On Fri, Dec 2, 2016 at 9:16 AM, Andrew Cooper <andrew.cooper3@...rix.com> wrote:
> On 02/12/16 17:07, Andy Lutomirski wrote:
>> On Dec 2, 2016 3:44 AM, "Andrew Cooper" <andrew.cooper3@...rix.com> wrote:
>>> On 02/12/16 00:35, Andy Lutomirski wrote:
>>>> On Xen PV, CPUID is likely to trap, and Xen hypercalls aren't
>>>> guaranteed to serialize.  (Even CPUID isn't *really* guaranteed to
>>>> serialize on Xen PV, but, in practice, any trap it generates will
>>>> serialize.)
>>> Well, Xen will enabled CPUID Faulting wherever it can, which is
>>> realistically all IvyBridge hardware and newer.
>>>
>>> All hypercalls are a privilege change to cpl0.  I'd hope this condition
>>> is serialising, but I can't actually find any documentation proving or
>>> disproving this.
>> I don't know for sure.  IRET is serializing, and if Xen returns using
>> IRET, we're fine.
>
> All returns to a 64bit PV guest at defined points (hypercall return,
> exception entry, etc) are from SYSRET, not IRET.

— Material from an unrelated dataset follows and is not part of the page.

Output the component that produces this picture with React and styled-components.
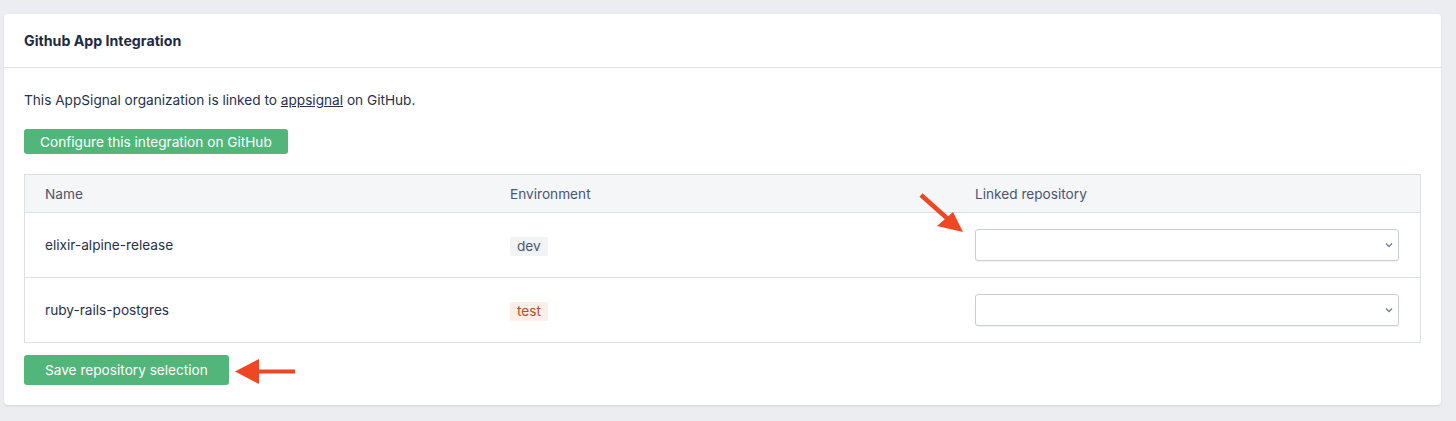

But CPUID faulting isn't like this, right?  Unless Xen does
opportunistic SYSRET.

>
> Talking of, I still have a patch to remove
> PARAVIRT_ADJUST_EXCEPTION_FRAME which I need to complete and send upstream.
>
>>
>>>> On my laptop, CPUID(eax=1, ecx=0) is ~83ns and IRET-to-self is
>>>> ~110ns.  But Xen PV will trap CPUID if possible, so IRET-to-self
>>>> should end up being a nice speedup.
>>>>
>>>> Cc: Andrew Cooper <andrew.cooper3@...rix.com>
>>>> Signed-off-by: Andy Lutomirski <luto@...nel.org>
>>> CC'ing xen-devel and the Xen maintainers in Linux.
>>>
>>> As this is the only email from this series in my inbox, I will say this
>>> here, but it should really be against patch 6.
>>>
>>> A write to %cr2 is apparently (http://sandpile.org/x86/coherent.htm) not
>>> serialising on the 486, but I don't have a manual to hand to check.
>> I'll quote the (modern) SDM.  For self-modifying code "The use of one
>> of these options is not required for programs intended to run on the
>> Pentium or Intel486 processors,
>> but are recommended to ensure compatibility with the P6 and more
>> recent processor families.".  For cross-modifying code "The use of
>> this option is not required for programs intended to run on the
>> Intel486 processor, but is recommended
>> to ensure compatibility with the Pentium 4, Intel Xeon, P6 family, and
>> Pentium processors."  So I'm not sure there's a problem.
>
> Fair enough.  (Assuming similar properties hold for the older processors
> of other vendors.)

No, you were right -- a different section of the SDM contradicts it:

For Intel486 processors, a write to an instruction in the cache will
modify it in both the cache and memory, but if
the instruction was prefetched before the write, the old version of
the instruction could be the one executed. To
prevent the old instruction from being executed, flush the instruction
prefetch unit by coding a jump instruction
immediately after any write that modifies an instruction.